English equivalents: English uses precisely the same image: “to lead (someone) by the nose.” Nose-leading is evidently an international technology of control.
Azerbaijani: While the Russian concept is absent in this exact metaphor, deceit is rendered differently. “Tülkü ilə toyuqun nə oyunu var?” (“What game could a fox have with a chicken?”) implies that certain relationships are inherently predatory; deception is encoded in the natural order. Meanwhile “Bir əldə iki qarpız tutmaq” (“To hold two watermelons in one hand”) describes self-deception—one imagines he can manage everything and everyone, only to drop it all.
5. Uselessness: When Last Year’s Snow Helps No One
Russian: as needed as last year’s snow.
The image of dirty, thawed spring snow is a perfect emblem of lost relevance.
English equivalents: “As useful as a chocolate teapot”—a showcase of British dark humor. Another option is “like water off a duck’s back,” describing something that has no effect whatsoever.
Azerbaijani: “Keçi ağaca çıxanda”—“when the goat climbs a tree”—is a precise analogue of “when hell freezes over.” Absolute futility, eternal postponement.
Bonus: How Meaning Lives Differently in Different Cultures
- Russian:
“Без царя в голове” (“without a tsar in one’s head”) denotes a disorganized, scatterbrained person incapable of sound judgment. One may translate the phrase, but its cultural resonance is tied to Russian historical conceptions of authority as an internal regulator. - English:
“Break a leg!”—a paradoxical wish of good luck before a performance. It originates in theatrical superstition: luck cannot be named directly, lest it escape. Russian offers no fixed equivalent with the same mechanism. “Ни пуха ни пера” (“neither fur nor feather”) belongs to a different magical logic. - Azerbaijani:
“Ağzından bal tökülür” (“honey drips from his mouth”) characterizes a person who speaks beautifully and gently. Russian captures part of it in “сладкоречивый” (“sweet-tongued”), though the Azerbaijani image is far more vivid, fragrant, and tactile.

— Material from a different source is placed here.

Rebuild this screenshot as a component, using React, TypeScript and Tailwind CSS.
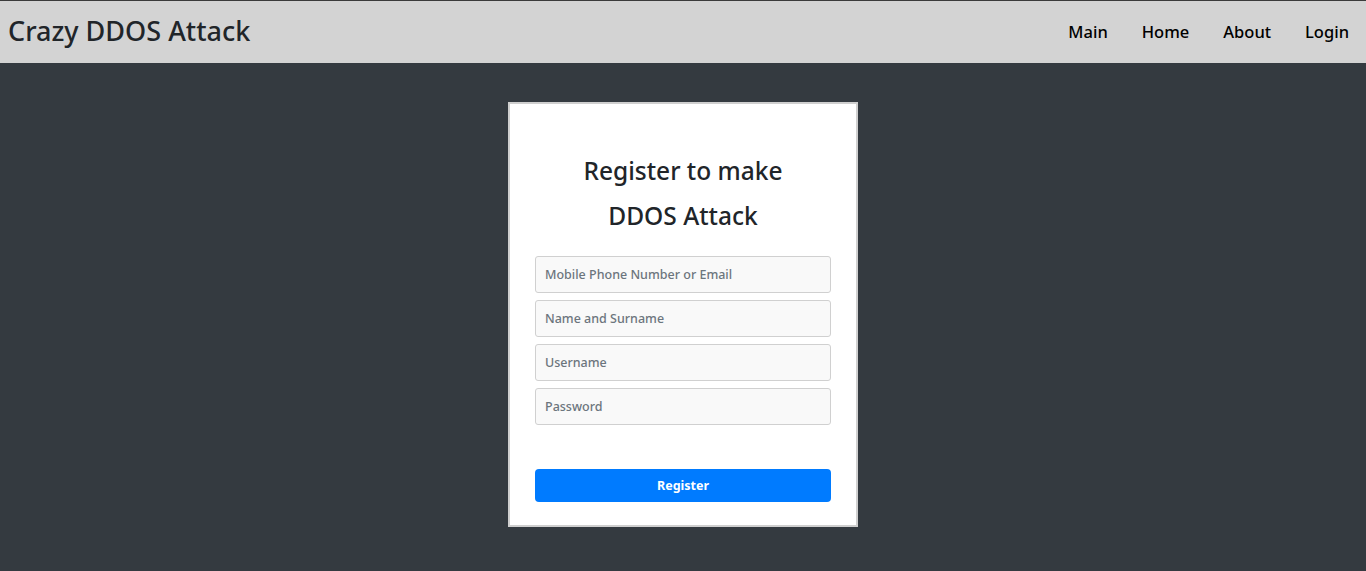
export default function App() {
  const fields = [
    "Mobile Phone Number or Email",
    "Name and Surname",
    "Username",
    "Password",
  ];
  return (
    <div
      className="min-h-screen bg-[#343a40]"
      style={{ fontFamily: '"Noto Sans", "Open Sans", sans-serif' }}
    >
      <nav className="flex h-[63px] items-center justify-between border-t border-[#3a3a3a] bg-[#d3d3d3] pl-2">
        <div className="-mt-[4px] text-[27px] font-medium leading-none text-[#212529]">
          Crazy DDOS Attack
        </div>
        <ul className="flex items-center">
          {["Main", "Home", "About", "Login"].map((l) => (
            <li key={l} className="px-[17px] text-[16.5px] font-medium text-black">
              {l}
            </li>
          ))}
        </ul>
      </nav>
      <main className="flex justify-center pt-[39px]">
        <div className="w-[350px] border-2 border-[#cfcfcf] bg-white px-[25px] pt-[44px] pb-[23px]">
          <h3 className="text-center text-[24.5px] font-medium leading-[45px] text-[#212529]">
            Register to make
            <br />
            DDOS Attack
          </h3>
          <div className="mt-[18px] flex flex-col gap-[7px]">
            {fields.map((f) => (
              <input
                key={f}
                type={f === "Password" ? "password" : "text"}
                placeholder={f}
                className="h-[37px] w-full rounded-[3px] border border-[#d0d0d0] bg-[#f9f9f9] px-[9px] text-[12.5px] font-medium text-[#495057] outline-none placeholder:text-[#6c757d]"
              />
            ))}
          </div>
          <button className="mt-[44px] h-[33px] w-full rounded-[4px] bg-[#007bff] pt-[2px] text-[12.5px] font-bold text-white">
            Register
          </button>
        </div>
      </main>
    </div>
  );
}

Conclusion: We All Speak One Language—The Words Just Differ
Beneath divergent sounds and metaphors lie the same human plots. Fear of betrayal, hatred of pointless work, love of gossip, artistry of deception, and the existential flavor of uselessness—these constitute the lingua franca of human nature.
Language is not a barrier. It is a hall of mirrors. Look into the idiom of another culture, and you will not find exoticism, but your own reflection—perhaps in a different headdress, or with a watermelon in each hand.